— begin Available data —
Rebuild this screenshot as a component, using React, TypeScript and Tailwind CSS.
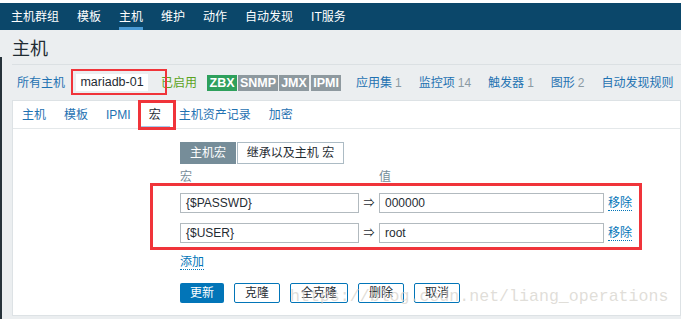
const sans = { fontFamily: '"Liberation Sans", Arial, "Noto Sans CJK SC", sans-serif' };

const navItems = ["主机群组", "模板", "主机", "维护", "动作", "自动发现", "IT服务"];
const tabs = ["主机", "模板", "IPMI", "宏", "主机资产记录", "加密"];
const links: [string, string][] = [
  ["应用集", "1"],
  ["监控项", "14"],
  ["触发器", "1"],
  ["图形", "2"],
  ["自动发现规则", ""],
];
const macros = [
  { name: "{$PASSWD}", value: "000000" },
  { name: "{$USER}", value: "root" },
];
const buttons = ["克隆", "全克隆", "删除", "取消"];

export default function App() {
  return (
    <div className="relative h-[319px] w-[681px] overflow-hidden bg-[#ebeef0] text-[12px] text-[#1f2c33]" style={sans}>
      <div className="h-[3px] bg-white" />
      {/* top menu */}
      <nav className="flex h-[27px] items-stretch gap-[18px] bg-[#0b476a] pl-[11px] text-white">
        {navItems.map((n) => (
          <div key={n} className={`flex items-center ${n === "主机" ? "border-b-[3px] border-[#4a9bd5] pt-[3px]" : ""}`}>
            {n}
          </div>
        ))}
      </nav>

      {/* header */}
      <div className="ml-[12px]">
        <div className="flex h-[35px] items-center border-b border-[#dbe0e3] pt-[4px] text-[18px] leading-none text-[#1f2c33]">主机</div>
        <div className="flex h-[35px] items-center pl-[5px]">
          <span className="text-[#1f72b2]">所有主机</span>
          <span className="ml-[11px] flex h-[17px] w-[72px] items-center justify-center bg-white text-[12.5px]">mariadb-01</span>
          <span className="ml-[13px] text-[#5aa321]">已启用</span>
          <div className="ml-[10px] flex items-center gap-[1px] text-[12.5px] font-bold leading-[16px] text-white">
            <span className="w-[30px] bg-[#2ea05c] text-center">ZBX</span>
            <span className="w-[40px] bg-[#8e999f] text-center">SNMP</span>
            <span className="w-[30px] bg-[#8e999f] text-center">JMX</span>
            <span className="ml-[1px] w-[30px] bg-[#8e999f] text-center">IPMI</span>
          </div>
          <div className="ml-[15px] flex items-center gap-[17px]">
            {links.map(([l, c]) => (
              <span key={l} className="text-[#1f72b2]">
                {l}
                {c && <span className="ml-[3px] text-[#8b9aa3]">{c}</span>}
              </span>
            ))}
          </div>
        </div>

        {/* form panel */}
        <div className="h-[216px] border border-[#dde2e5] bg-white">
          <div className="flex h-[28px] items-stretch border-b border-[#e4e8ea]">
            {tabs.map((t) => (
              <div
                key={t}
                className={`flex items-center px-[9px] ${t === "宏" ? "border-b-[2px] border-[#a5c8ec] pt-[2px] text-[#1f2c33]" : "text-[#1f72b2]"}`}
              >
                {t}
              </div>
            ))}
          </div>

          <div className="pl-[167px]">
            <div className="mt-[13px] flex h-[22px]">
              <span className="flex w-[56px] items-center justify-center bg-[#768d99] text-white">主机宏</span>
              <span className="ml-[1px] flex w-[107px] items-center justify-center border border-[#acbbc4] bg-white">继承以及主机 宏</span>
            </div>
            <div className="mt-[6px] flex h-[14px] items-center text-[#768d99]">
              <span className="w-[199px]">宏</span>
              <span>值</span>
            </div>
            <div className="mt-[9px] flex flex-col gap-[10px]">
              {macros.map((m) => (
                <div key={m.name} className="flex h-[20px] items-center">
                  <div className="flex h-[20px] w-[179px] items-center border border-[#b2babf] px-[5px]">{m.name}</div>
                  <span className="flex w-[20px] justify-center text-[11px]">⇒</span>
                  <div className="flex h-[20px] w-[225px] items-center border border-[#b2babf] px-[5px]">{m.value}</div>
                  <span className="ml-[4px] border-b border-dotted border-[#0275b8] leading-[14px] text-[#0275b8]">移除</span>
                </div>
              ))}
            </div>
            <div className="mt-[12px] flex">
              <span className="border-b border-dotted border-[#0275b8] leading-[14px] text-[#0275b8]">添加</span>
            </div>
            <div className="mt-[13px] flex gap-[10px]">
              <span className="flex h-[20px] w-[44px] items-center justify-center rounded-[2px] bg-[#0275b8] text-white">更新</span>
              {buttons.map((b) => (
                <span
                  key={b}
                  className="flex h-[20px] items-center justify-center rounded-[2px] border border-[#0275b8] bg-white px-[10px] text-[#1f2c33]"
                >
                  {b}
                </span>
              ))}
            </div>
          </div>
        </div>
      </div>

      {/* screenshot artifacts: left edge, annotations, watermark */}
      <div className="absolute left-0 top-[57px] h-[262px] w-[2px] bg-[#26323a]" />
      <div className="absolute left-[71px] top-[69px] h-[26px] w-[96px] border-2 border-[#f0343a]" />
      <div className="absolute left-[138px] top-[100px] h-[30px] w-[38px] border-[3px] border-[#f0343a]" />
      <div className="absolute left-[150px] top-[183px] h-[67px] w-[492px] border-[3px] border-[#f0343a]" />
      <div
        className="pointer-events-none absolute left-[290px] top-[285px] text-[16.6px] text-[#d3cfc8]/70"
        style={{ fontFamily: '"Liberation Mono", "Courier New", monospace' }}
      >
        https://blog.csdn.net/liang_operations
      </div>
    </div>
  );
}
— end Available data —
### Exercise instructions
Quote the data exactly, leaving every image out of the copy.

### Answer for this exercise
Rebuild this screenshot as a component, using React, TypeScript and Tailwind CSS.
const sans = { fontFamily: '"Liberation Sans", Arial, "Noto Sans CJK SC", sans-serif' };

const navItems = ["主机群组", "模板", "主机", "维护", "动作", "自动发现", "IT服务"];
const tabs = ["主机", "模板", "IPMI", "宏", "主机资产记录", "加密"];
const links: [string, string][] = [
  ["应用集", "1"],
  ["监控项", "14"],
  ["触发器", "1"],
  ["图形", "2"],
  ["自动发现规则", ""],
];
const macros = [
  { name: "{$PASSWD}", value: "000000" },
  { name: "{$USER}", value: "root" },
];
const buttons = ["克隆", "全克隆", "删除", "取消"];

export default function App() {
  return (
    <div className="relative h-[319px] w-[681px] overflow-hidden bg-[#ebeef0] text-[12px] text-[#1f2c33]" style={sans}>
      <div className="h-[3px] bg-white" />
      {/* top menu */}
      <nav className="flex h-[27px] items-stretch gap-[18px] bg-[#0b476a] pl-[11px] text-white">
        {navItems.map((n) => (
          <div key={n} className={`flex items-center ${n === "主机" ? "border-b-[3px] border-[#4a9bd5] pt-[3px]" : ""}`}>
            {n}
          </div>
        ))}
      </nav>

      {/* header */}
      <div className="ml-[12px]">
        <div className="flex h-[35px] items-center border-b border-[#dbe0e3] pt-[4px] text-[18px] leading-none text-[#1f2c33]">主机</div>
        <div className="flex h-[35px] items-center pl-[5px]">
          <span className="text-[#1f72b2]">所有主机</span>
          <span className="ml-[11px] flex h-[17px] w-[72px] items-center justify-center bg-white text-[12.5px]">mariadb-01</span>
          <span className="ml-[13px] text-[#5aa321]">已启用</span>
          <div className="ml-[10px] flex items-center gap-[1px] text-[12.5px] font-bold leading-[16px] text-white">
            <span className="w-[30px] bg-[#2ea05c] text-center">ZBX</span>
            <span className="w-[40px] bg-[#8e999f] text-center">SNMP</span>
            <span className="w-[30px] bg-[#8e999f] text-center">JMX</span>
            <span className="ml-[1px] w-[30px] bg-[#8e999f] text-center">IPMI</span>
          </div>
          <div className="ml-[15px] flex items-center gap-[17px]">
            {links.map(([l, c]) => (
              <span key={l} className="text-[#1f72b2]">
                {l}
                {c && <span className="ml-[3px] text-[#8b9aa3]">{c}</span>}
              </span>
            ))}
          </div>
        </div>

        {/* form panel */}
        <div className="h-[216px] border border-[#dde2e5] bg-white">
          <div className="flex h-[28px] items-stretch border-b border-[#e4e8ea]">
            {tabs.map((t) => (
              <div
                key={t}
                className={`flex items-center px-[9px] ${t === "宏" ? "border-b-[2px] border-[#a5c8ec] pt-[2px] text-[#1f2c33]" : "text-[#1f72b2]"}`}
              >
                {t}
              </div>
            ))}
          </div>

          <div className="pl-[167px]">
            <div className="mt-[13px] flex h-[22px]">
              <span className="flex w-[56px] items-center justify-center bg-[#768d99] text-white">主机宏</span>
              <span className="ml-[1px] flex w-[107px] items-center justify-center border border-[#acbbc4] bg-white">继承以及主机 宏</span>
            </div>
            <div className="mt-[6px] flex h-[14px] items-center text-[#768d99]">
              <span className="w-[199px]">宏</span>
              <span>值</span>
            </div>
            <div className="mt-[9px] flex flex-col gap-[10px]">
              {macros.map((m) => (
                <div key={m.name} className="flex h-[20px] items-center">
                  <div className="flex h-[20px] w-[179px] items-center border border-[#b2babf] px-[5px]">{m.name}</div>
                  <span className="flex w-[20px] justify-center text-[11px]">⇒</span>
                  <div className="flex h-[20px] w-[225px] items-center border border-[#b2babf] px-[5px]">{m.value}</div>
                  <span className="ml-[4px] border-b border-dotted border-[#0275b8] leading-[14px] text-[#0275b8]">移除</span>
                </div>
              ))}
            </div>
            <div className="mt-[12px] flex">
              <span className="border-b border-dotted border-[#0275b8] leading-[14px] text-[#0275b8]">添加</span>
            </div>
            <div className="mt-[13px] flex gap-[10px]">
              <span className="flex h-[20px] w-[44px] items-center justify-center rounded-[2px] bg-[#0275b8] text-white">更新</span>
              {buttons.map((b) => (
                <span
                  key={b}
                  className="flex h-[20px] items-center justify-center rounded-[2px] border border-[#0275b8] bg-white px-[10px] text-[#1f2c33]"
                >
                  {b}
                </span>
              ))}
            </div>
          </div>
        </div>
      </div>

      {/* screenshot artifacts: left edge, annotations, watermark */}
      <div className="absolute left-0 top-[57px] h-[262px] w-[2px] bg-[#26323a]" />
      <div className="absolute left-[71px] top-[69px] h-[26px] w-[96px] border-2 border-[#f0343a]" />
      <div className="absolute left-[138px] top-[100px] h-[30px] w-[38px] border-[3px] border-[#f0343a]" />
      <div className="absolute left-[150px] top-[183px] h-[67px] w-[492px] border-[3px] border-[#f0343a]" />
      <div
        className="pointer-events-none absolute left-[290px] top-[285px] text-[16.6px] text-[#d3cfc8]/70"
        style={{ fontFamily: '"Liberation Mono", "Courier New", monospace' }}
      >
        https://blog.csdn.net/liang_operations
      </div>
    </div>
  );
}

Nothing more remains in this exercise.